Section 2253 mandates that both showings be made before the court of appeals may entertain the appeal. Each component of the § 2253(c) showing is part of a threshold inquiry, and a court may find that it can dispose of the application in a fair and prompt manner if it proceeds first to resolve the issue whose answer is more apparent from the record and arguments.

529 U.S. at 485.

Here, the Court finds that its ruling is not one in which "jurists of reason would find it debatable whether the district court was correct in its procedural ruling" that the Court has no jurisdiction over the Petition.

ORDER

Pursuant to Ninth Circuit Rule 22-3(a), the Court refers the habeas Petition to the U.S. Court of Appeals for the Ninth Circuit for consideration as an application for leave to file a second-or-successive habeas petition. The Clerk of Court shall send a copy of the habeas Petition and a copy of this Order to the Clerk of the U.S. Court of Appeals for the Ninth Circuit.

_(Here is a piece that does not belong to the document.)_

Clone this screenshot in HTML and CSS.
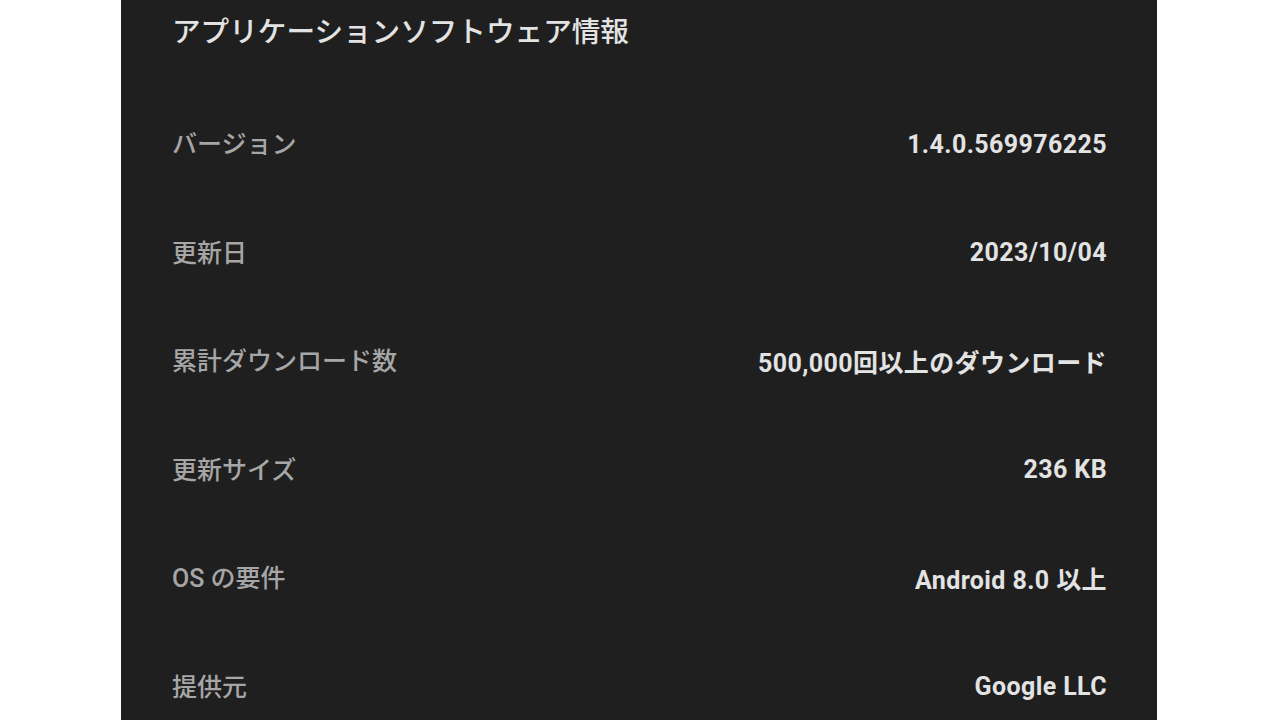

The Clerk of Court shall provide petitioner with a form recommended by the Ninth Circuit for filing an Application for Leave to File Second or Successive Petition Under 28 U.S.C. § 2254 or Motion Under 28 U.S.C. § 2255.

This action is then dismissed without prejudice for lack of subject-matter jurisdiction pursuant to Rule 4 of the Rules Governing Section 2254 Cases in the United States District Courts.

LET JUDGMENT BE ENTERED ACCORDINGLY.

A Certificate of Appealability is DENIED. This is a final order, but it will not be appealable unless Petitioner obtains a certificate of appealability from the U.S. Court of Appeals.[2]

As required by Fed.R.Civ.P. 58(a)(1), final judgment will be issued separately.